Gentile Direttore,
un aspetto gratificante del mio lavoro è la relazione con bambini e adolescenti. La parte vitale, entusiasta, idealista e pura dei miei assistiti. La loro presenza nel mio ambulatorio sostiene un’atmosfera di fresca autenticità. A partire dalla educata e tenera innocenza con cui si rivolgono al “dottore”, alla mancanza assoluta di quella malizia relazionale che è tipica, invece, di ogni adulto.
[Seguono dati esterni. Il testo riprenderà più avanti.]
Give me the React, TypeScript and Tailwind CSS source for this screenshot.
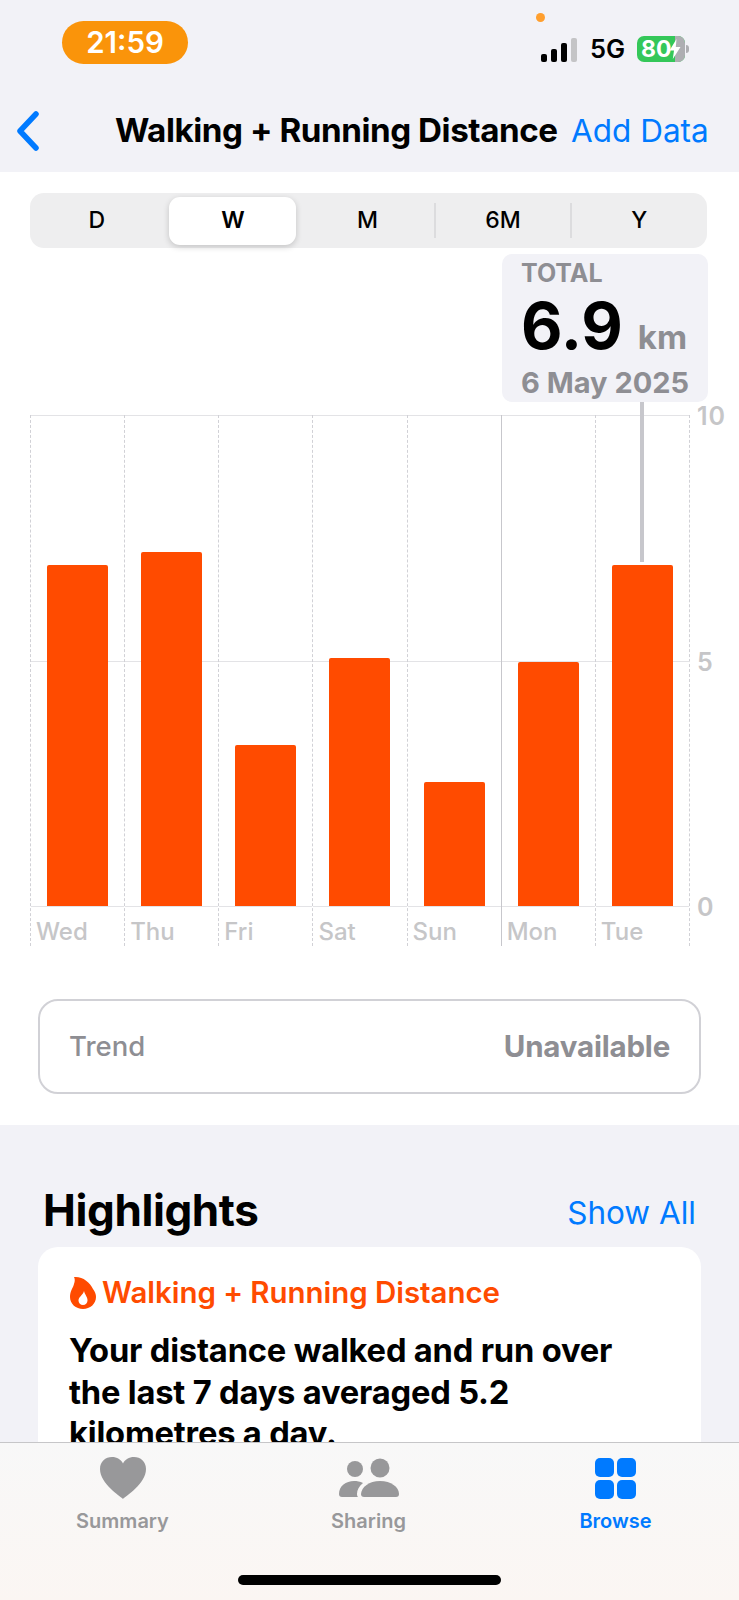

Malizia, spesso manipolatoria e tendenzialmente falsa del quarantenne-sessantenne che porta con sé tutti i pregiudizi di chi gioca costantemente in difesa e sempre a caccia di fregature, per la quale costantemente erudito da social e Google per cogliere in castagna il suo prossimo.
La distanza tra adulto e medico si chiama diffidenza e si avverte come distacco giudicante e punitivo, prima ancora che il medico abbia aperto bocca. L’adulto giudicante non ha mai dubbi: la colpa è sempre di qualcun altro e se le cose vanno male, compare quel sorrisino soddisfatto perché ha già individuato un colpevole da portare all’attenzione degli amici al bar. Un grande vantaggio dell’ignoranza è la comatosa insipienza dei portatori insani di stupidità, che non hanno nemmeno coscienza dei propri limiti e, pertanto, perfettamente innocenti.
I giovani pazienti mostrano, invece, una reale innocenza, nei modi e nel pensiero concreto e fiducioso verso il professionista adulto a cui si rivolgono con severo e innocente rispetto. Basta non tradirli: la lealtà è un principio inderogabile da spendere con chi ti offre lealtà.
Il bambino che è seduto davanti a me, un po’ impaurito dal camice bianco, si apre in un largo sorriso se lascio la poltrona, mi metto al suo fianco e alla sua altezza, e gli accarezzo la mano. Incomincia a fidarsi e ad aprirsi e nasce una alleanza, soprattutto se suggellata da una caramella premio a fine visita o un palloncino colorato gonfiato dal respiro del “dottore”, qualcosa del medico da portare a casa. Questa alleanza durerà per tanto tempo, almeno fino a quando quel bambino, diventato adulto, mi porterà suo figlio in ambulatorio. Una linea retta generazionale che è tutta la ricchezza del nostro lavoro.
Il bambino, diventato adolescente, non mi chiederà più una caramella ma un sereno e complice entusiasmo, in linea con il suo entusiasmo di giovane uomo o donna che guardano con incanto la vita. Non salire in cattedra, non puntare il dito, non essere vecchi nelle parole e nei fatti, bisogna rinforzare l’entusiasmo dei ragazzi con entusiasmo e soffrire con loro tutta l’incoerenza del mondo adulto.
Combattere l’incoerenza adulta, significa combattere l’ambiguità ormai presente in ogni relazione del nostro tempo. L’ambiguità dei rapporti, nelle relazioni, nella politica, nella cultura, nella scuola, è la misura di tutti quei “tromboni” adulti che promettono a parole e sconfessano, con i fatti, l’impegno che bisogna tenere verso le giovani generazioni. È con l’ambiguità che si perdono i figli, i figli del futuro ai quali non offriamo mai una valida bussola guida che li sostenga e li aiuti. Cosa importa dichiararsi di destra o di sinistra o antifascisti o cantare “Bella Ciao” se queste cose muoiono nell’incoerenza, veramente fascista, di chi promette e non fa? Cosa importa ai nostri figli il dotto e informato dibattito sui mali del mondo per poi lasciar sopravvivere centinaia di dittature a tutti i livelli, permettendo ancora che qualcuno muoia per la libertà di pensiero o la sola voglia di esistere? Questo mondo adulto, che riempie il mio ambulatorio, è veramente malato. Forse già morto. Bambini e ragazzi sanno di primavera, promesse da difendere.